▶ Material shown
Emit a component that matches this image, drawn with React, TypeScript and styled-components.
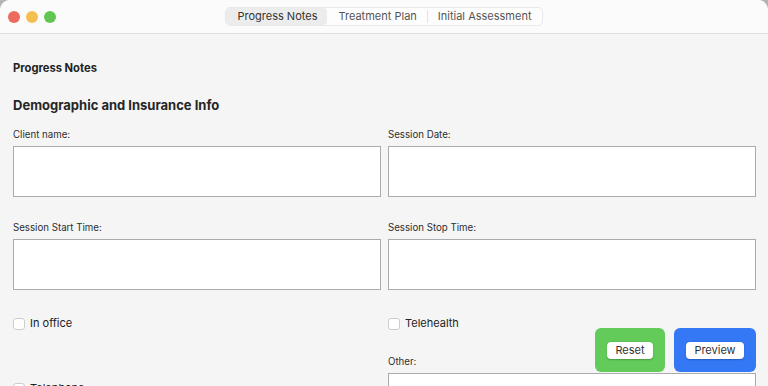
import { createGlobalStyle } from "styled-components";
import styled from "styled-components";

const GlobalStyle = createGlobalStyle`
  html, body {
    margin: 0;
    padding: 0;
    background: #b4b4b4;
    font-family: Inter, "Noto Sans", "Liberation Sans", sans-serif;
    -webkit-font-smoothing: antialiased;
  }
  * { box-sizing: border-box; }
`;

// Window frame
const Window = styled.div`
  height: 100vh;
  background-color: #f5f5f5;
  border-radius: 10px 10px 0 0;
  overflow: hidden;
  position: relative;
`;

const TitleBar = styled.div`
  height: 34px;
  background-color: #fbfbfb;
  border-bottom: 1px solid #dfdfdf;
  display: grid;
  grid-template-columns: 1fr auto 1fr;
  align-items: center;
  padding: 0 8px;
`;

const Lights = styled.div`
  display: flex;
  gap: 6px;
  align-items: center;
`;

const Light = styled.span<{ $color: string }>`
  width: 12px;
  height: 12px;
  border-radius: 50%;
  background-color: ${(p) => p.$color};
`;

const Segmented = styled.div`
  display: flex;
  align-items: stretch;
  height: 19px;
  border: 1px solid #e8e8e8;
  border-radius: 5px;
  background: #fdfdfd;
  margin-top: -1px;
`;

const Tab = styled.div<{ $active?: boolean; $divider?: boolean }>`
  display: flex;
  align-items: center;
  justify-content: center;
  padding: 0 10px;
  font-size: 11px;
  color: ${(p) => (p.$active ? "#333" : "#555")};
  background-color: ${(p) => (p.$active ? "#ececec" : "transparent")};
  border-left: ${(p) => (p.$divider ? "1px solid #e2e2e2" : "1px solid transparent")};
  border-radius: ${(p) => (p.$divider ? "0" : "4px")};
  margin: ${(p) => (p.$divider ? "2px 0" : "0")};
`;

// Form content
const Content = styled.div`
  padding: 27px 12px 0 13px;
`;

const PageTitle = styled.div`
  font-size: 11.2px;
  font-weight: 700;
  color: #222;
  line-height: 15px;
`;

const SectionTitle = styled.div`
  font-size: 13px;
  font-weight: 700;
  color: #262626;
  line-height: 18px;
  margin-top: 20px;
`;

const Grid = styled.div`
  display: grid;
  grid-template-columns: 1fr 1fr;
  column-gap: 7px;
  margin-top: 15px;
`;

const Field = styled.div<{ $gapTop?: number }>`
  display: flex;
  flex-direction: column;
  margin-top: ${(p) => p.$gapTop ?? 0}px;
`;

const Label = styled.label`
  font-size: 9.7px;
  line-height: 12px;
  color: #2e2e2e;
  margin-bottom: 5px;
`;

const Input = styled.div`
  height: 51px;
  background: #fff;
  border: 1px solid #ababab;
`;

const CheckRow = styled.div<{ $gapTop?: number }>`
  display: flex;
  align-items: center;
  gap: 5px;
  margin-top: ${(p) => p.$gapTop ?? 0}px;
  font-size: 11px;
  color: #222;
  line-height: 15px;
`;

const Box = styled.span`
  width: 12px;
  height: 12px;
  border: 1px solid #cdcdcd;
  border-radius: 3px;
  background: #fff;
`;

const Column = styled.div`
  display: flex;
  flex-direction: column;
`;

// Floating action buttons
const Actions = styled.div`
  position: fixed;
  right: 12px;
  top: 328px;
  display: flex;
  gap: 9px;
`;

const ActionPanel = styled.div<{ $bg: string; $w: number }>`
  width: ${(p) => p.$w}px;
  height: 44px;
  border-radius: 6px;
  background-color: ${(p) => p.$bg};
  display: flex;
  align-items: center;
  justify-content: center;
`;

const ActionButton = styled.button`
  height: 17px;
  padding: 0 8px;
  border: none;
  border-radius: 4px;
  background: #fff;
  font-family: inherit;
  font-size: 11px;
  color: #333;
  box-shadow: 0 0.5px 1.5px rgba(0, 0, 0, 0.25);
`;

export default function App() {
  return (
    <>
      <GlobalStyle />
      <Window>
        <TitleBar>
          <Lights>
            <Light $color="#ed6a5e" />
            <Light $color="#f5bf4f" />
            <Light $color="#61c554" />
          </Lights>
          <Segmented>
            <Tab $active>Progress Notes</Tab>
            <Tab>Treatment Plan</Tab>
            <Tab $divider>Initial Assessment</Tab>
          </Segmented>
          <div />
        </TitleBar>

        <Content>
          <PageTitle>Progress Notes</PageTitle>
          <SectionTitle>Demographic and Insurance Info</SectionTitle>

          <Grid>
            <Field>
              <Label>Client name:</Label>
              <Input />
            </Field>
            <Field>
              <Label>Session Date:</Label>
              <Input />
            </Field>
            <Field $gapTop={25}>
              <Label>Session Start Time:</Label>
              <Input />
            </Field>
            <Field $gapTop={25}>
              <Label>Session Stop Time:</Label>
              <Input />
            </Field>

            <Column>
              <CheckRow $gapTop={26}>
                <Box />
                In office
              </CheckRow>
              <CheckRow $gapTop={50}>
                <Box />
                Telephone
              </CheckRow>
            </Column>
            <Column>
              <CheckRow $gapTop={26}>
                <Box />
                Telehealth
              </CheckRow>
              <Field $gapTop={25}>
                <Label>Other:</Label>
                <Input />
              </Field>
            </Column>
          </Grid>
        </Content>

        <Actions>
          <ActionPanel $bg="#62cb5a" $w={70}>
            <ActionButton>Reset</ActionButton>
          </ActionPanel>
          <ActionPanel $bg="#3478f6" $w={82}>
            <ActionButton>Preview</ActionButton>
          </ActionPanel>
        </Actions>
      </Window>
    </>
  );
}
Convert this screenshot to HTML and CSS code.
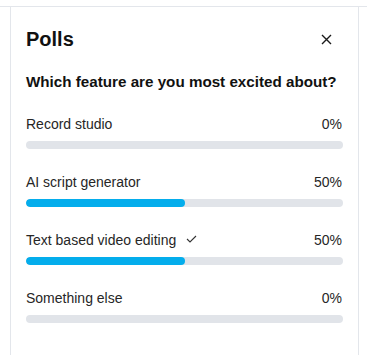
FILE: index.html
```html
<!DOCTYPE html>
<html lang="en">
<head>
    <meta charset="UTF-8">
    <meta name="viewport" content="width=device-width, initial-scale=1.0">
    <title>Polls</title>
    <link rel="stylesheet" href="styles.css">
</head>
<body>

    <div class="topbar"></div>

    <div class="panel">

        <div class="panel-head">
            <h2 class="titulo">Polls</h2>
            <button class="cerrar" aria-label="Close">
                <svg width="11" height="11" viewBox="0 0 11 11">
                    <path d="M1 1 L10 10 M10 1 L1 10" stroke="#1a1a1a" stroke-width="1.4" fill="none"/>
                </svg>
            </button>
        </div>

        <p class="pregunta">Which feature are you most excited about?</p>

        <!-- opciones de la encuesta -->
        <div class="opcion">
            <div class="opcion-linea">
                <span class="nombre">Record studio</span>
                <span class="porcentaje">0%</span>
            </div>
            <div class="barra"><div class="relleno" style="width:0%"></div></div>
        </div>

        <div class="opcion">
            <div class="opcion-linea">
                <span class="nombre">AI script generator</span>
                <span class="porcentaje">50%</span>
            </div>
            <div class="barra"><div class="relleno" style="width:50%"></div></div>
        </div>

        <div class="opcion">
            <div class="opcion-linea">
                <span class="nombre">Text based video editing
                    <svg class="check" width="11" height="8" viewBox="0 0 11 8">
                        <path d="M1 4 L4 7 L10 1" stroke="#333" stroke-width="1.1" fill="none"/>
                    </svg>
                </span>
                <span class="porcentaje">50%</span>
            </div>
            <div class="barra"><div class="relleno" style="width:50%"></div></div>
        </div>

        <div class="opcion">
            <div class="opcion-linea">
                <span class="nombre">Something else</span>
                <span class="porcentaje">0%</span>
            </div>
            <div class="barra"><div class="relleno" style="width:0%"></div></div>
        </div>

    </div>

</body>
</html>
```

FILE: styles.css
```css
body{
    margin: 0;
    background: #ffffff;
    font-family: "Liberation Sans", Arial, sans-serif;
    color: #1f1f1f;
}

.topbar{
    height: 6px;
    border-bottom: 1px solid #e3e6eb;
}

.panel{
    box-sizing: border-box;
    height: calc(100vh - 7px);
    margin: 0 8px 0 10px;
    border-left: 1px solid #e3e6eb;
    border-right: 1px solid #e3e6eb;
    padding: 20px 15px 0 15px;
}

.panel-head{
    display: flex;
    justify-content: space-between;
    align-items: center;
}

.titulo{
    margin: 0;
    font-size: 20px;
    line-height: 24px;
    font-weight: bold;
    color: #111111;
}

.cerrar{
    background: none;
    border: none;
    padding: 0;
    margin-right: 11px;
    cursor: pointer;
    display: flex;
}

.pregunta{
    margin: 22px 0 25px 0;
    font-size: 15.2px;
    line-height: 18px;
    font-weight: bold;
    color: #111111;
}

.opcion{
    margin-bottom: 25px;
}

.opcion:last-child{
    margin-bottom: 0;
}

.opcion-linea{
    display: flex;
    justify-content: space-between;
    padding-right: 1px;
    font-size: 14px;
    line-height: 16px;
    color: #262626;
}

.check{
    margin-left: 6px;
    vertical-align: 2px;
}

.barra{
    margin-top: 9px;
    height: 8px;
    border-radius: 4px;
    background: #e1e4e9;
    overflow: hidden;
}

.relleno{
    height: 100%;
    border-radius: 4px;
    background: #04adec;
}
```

▶ Given instruction
Return every line in the listing that contains the word "this".

▶ Written response
Emit a component that matches this image, drawn with React, TypeScript and styled-components.
Convert this screenshot to HTML and CSS code.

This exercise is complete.